If I were to meet a Julie coming out of church today, that would be the Good News I think would tell. 

End Notes

  1. Jewish scholar Abraham Heschel also writes:  “It would be wrong to assume that there was a dichotomy of mishpat and kindness.  [Quoting R Niebuhr] ‘Justice was not equal justice but a bias in favour of the poor.  Justice always leaned toward mercy for the widows and orphans’ ….Justice dies when dehumanized, no matter how exactly it may be exercised.  Justice dies when deified, for beyond all justice is God’s compassion.  The logic of justice may seem impersonal, yet the concern for justice is an act of love.”  Page 201, The Prophets Vol 1.
  • The actual words from Paul Fiddes’ book are:  “..to claim that God conquers non-being, or the death which has become an alien power through the fall of creation…means that God is not destroyed by it [the power] when he exposes his being [Jesus] to it.  Instead, he uses it [death, or the alien power] to define his own being, and in this way makes death serve him…..The point is not what has happened to alien death, but what has happened to God in confronting it, in terms of alienation….  Such death now belongs to God… it leaves a permanent impression upon his life.  This means that we cannot think of God except as one who has experienced death, and we cannot think of death except as the power which could not shatter God….So God uses death to define his being.”
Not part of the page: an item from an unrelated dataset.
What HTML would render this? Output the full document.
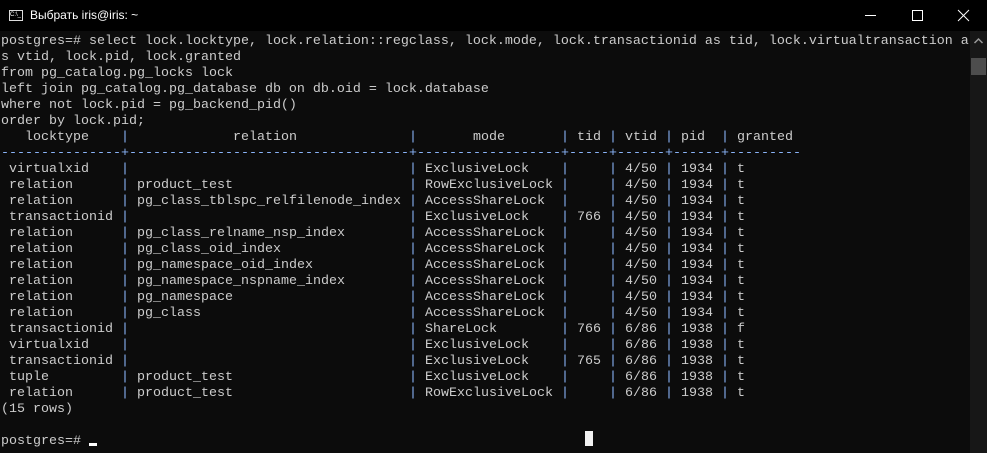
<!DOCTYPE html>
<html><head><meta charset="utf-8"><style>
*{margin:0;padding:0}
body{width:987px;height:453px;background:#0c0c0c;overflow:hidden;position:relative;font-family:"Liberation Mono",monospace;font-size:13.33px;color:#cccccc}
#tb{position:absolute;left:0;top:0;width:987px;height:31px;background:#000;color:#fff;font-family:"Liberation Sans","DejaVu Sans",sans-serif;font-size:12px}
#tb .t{position:absolute;left:30px;top:8px}
#ic{position:absolute;left:9px;top:10px;width:12px;height:9px;border:1px solid #ddd;font-size:6px;line-height:9px;color:#fff;overflow:hidden;font-family:"Liberation Sans",sans-serif}
#tx{position:absolute;left:1px;top:34px;line-height:16px;white-space:normal}
.r{height:16px;white-space:pre;overflow:hidden}
.r span{display:inline-block;overflow:hidden;vertical-align:top;height:16px;white-space:pre}
.a{width:120px}.p{width:8px;color:#8ab4f8}.b{width:280px}.c{width:144px}.d{width:40px}.e{width:48px}.g{width:72px}
.s{color:#8ab4f8}
#sb{position:absolute;left:970px;top:31px;width:17px;height:422px;background:#171717}
#th{position:absolute;left:971px;top:58px;width:15px;height:17px;background:#4d4d4d}
</style></head><body>
<div id="tb"><div id="ic">C:\_</div><div class="t">Выбрать iris@iris: ~</div>
<svg style="position:absolute;left:860px;top:0" width="127" height="31"><line x1="5" y1="15.5" x2="16" y2="15.5" stroke="#fff"/><rect x="52.5" y="10.5" width="10" height="10" fill="none" stroke="#fff"/><line x1="98" y1="10" x2="109" y2="21" stroke="#fff"/><line x1="109" y1="10" x2="98" y2="21" stroke="#fff"/></svg>
</div>
<div id="sb"></div>
<svg style="position:absolute;left:970px;top:34px" width="17" height="14"><polyline points="4.5,9 8.5,5 12.5,9" fill="none" stroke="#999" stroke-width="1.5"/></svg>
<div id="th"></div>
<div id="tx"><div class="r">postgres=# select lock.locktype, lock.relation::regclass, lock.mode, lock.transactionid as tid, lock.virtualtransaction a</div><div class="r">s vtid, lock.pid, lock.granted</div><div class="r">from pg_catalog.pg_locks lock</div><div class="r">left join pg_catalog.pg_database db on db.oid = lock.database</div><div class="r">where not lock.pid = pg_backend_pid()</div><div class="r">order by lock.pid;</div><div class="r"><span class="a">   locktype</span><span class="p">|</span><span class="b">             relation</span><span class="p">|</span><span class="c">       mode</span><span class="p">|</span><span class="d"> tid</span><span class="p">|</span><span class="e"> vtid</span><span class="p">|</span><span class="e"> pid</span><span class="p">|</span><span class="g"> granted</span></div><div class="r s"><span class="a">---------------</span><span class="p">+</span><span class="b">-----------------------------------</span><span class="p">+</span><span class="c">------------------</span><span class="p">+</span><span class="d">-----</span><span class="p">+</span><span class="e">------</span><span class="p">+</span><span class="e">------</span><span class="p">+</span><span class="g">---------</span></div><div class="r"><span class="a"> virtualxid</span><span class="p">|</span><span class="b"> </span><span class="p">|</span><span class="c"> ExclusiveLock</span><span class="p">|</span><span class="d"> </span><span class="p">|</span><span class="e"> 4/50</span><span class="p">|</span><span class="e"> 1934</span><span class="p">|</span><span class="g"> t</span></div><div class="r"><span class="a"> relation</span><span class="p">|</span><span class="b"> product_test</span><span class="p">|</span><span class="c"> RowExclusiveLock</span><span class="p">|</span><span class="d"> </span><span class="p">|</span><span class="e"> 4/50</span><span class="p">|</span><span class="e"> 1934</span><span class="p">|</span><span class="g"> t</span></div><div class="r"><span class="a"> relation</span><span class="p">|</span><span class="b"> pg_class_tblspc_relfilenode_index</span><span class="p">|</span><span class="c"> AccessShareLock</span><span class="p">|</span><span class="d"> </span><span class="p">|</span><span class="e"> 4/50</span><span class="p">|</span><span class="e"> 1934</span><span class="p">|</span><span class="g"> t</span></div><div class="r"><span class="a"> transactionid</span><span class="p">|</span><span class="b"> </span><span class="p">|</span><span class="c"> ExclusiveLock</span><span class="p">|</span><span class="d"> 766</span><span class="p">|</span><span class="e"> 4/50</span><span class="p">|</span><span class="e"> 1934</span><span class="p">|</span><span class="g"> t</span></div><div class="r"><span class="a"> relation</span><span class="p">|</span><span class="b"> pg_class_relname_nsp_index</span><span class="p">|</span><span class="c"> AccessShareLock</span><span class="p">|</span><span class="d"> </span><span class="p">|</span><span class="e"> 4/50</span><span class="p">|</span><span class="e"> 1934</span><span class="p">|</span><span class="g"> t</span></div><div class="r"><span class="a"> relation</span><span class="p">|</span><span class="b"> pg_class_oid_index</span><span class="p">|</span><span class="c"> AccessShareLock</span><span class="p">|</span><span class="d"> </span><span class="p">|</span><span class="e"> 4/50</span><span class="p">|</span><span class="e"> 1934</span><span class="p">|</span><span class="g"> t</span></div><div class="r"><span class="a"> relation</span><span class="p">|</span><span class="b"> pg_namespace_oid_index</span><span class="p">|</span><span class="c"> AccessShareLock</span><span class="p">|</span><span class="d"> </span><span class="p">|</span><span class="e"> 4/50</span><span class="p">|</span><span class="e"> 1934</span><span class="p">|</span><span class="g"> t</span></div><div class="r"><span class="a"> relation</span><span class="p">|</span><span class="b"> pg_namespace_nspname_index</span><span class="p">|</span><span class="c"> AccessShareLock</span><span class="p">|</span><span class="d"> </span><span class="p">|</span><span class="e"> 4/50</span><span class="p">|</span><span class="e"> 1934</span><span class="p">|</span><span class="g"> t</span></div><div class="r"><span class="a"> relation</span><span class="p">|</span><span class="b"> pg_namespace</span><span class="p">|</span><span class="c"> AccessShareLock</span><span class="p">|</span><span class="d"> </span><span class="p">|</span><span class="e"> 4/50</span><span class="p">|</span><span class="e"> 1934</span><span class="p">|</span><span class="g"> t</span></div><div class="r"><span class="a"> relation</span><span class="p">|</span><span class="b"> pg_class</span><span class="p">|</span><span class="c"> AccessShareLock</span><span class="p">|</span><span class="d"> </span><span class="p">|</span><span class="e"> 4/50</span><span class="p">|</span><span class="e"> 1934</span><span class="p">|</span><span class="g"> t</span></div><div class="r"><span class="a"> transactionid</span><span class="p">|</span><span class="b"> </span><span class="p">|</span><span class="c"> ShareLock</span><span class="p">|</span><span class="d"> 766</span><span class="p">|</span><span class="e"> 6/86</span><span class="p">|</span><span class="e"> 1938</span><span class="p">|</span><span class="g"> f</span></div><div class="r"><span class="a"> virtualxid</span><span class="p">|</span><span class="b"> </span><span class="p">|</span><span class="c"> ExclusiveLock</span><span class="p">|</span><span class="d"> </span><span class="p">|</span><span class="e"> 6/86</span><span class="p">|</span><span class="e"> 1938</span><span class="p">|</span><span class="g"> t</span></div><div class="r"><span class="a"> transactionid</span><span class="p">|</span><span class="b"> </span><span class="p">|</span><span class="c"> ExclusiveLock</span><span class="p">|</span><span class="d"> 765</span><span class="p">|</span><span class="e"> 6/86</span><span class="p">|</span><span class="e"> 1938</span><span class="p">|</span><span class="g"> t</span></div><div class="r"><span class="a"> tuple</span><span class="p">|</span><span class="b"> product_test</span><span class="p">|</span><span class="c"> ExclusiveLock</span><span class="p">|</span><span class="d"> </span><span class="p">|</span><span class="e"> 6/86</span><span class="p">|</span><span class="e"> 1938</span><span class="p">|</span><span class="g"> t</span></div><div class="r"><span class="a"> relation</span><span class="p">|</span><span class="b"> product_test</span><span class="p">|</span><span class="c"> RowExclusiveLock</span><span class="p">|</span><span class="d"> </span><span class="p">|</span><span class="e"> 6/86</span><span class="p">|</span><span class="e"> 1938</span><span class="p">|</span><span class="g"> t</span></div><div class="r">(15 rows)</div><div class="r"> </div><div class="r">postgres=# </div></div>
<div style="position:absolute;left:89px;top:443px;width:8px;height:3px;background:#fff"></div>
<div style="position:absolute;left:585px;top:431px;width:8px;height:15px;background:#f2f2f2"></div>
</body></html>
“Throughout human history…God has been encountering death and making it serve him.  But the depth of alienation God experiences in the death of Jesus, means a corresponding clarity of definition….The most dreadful assault of non-being has become the most articulate word about God… [We] encounter God as the one who participates in our estrangement, and this has a persuasive power, moving us to trust him.  In our trust of God, non-being loses its aggressive power over us….[and the] sign of the resurrection of Jesus affirms that God does something new for his creation in the face of finality and death.”  Pages 265-267, The Creative Suffering of God.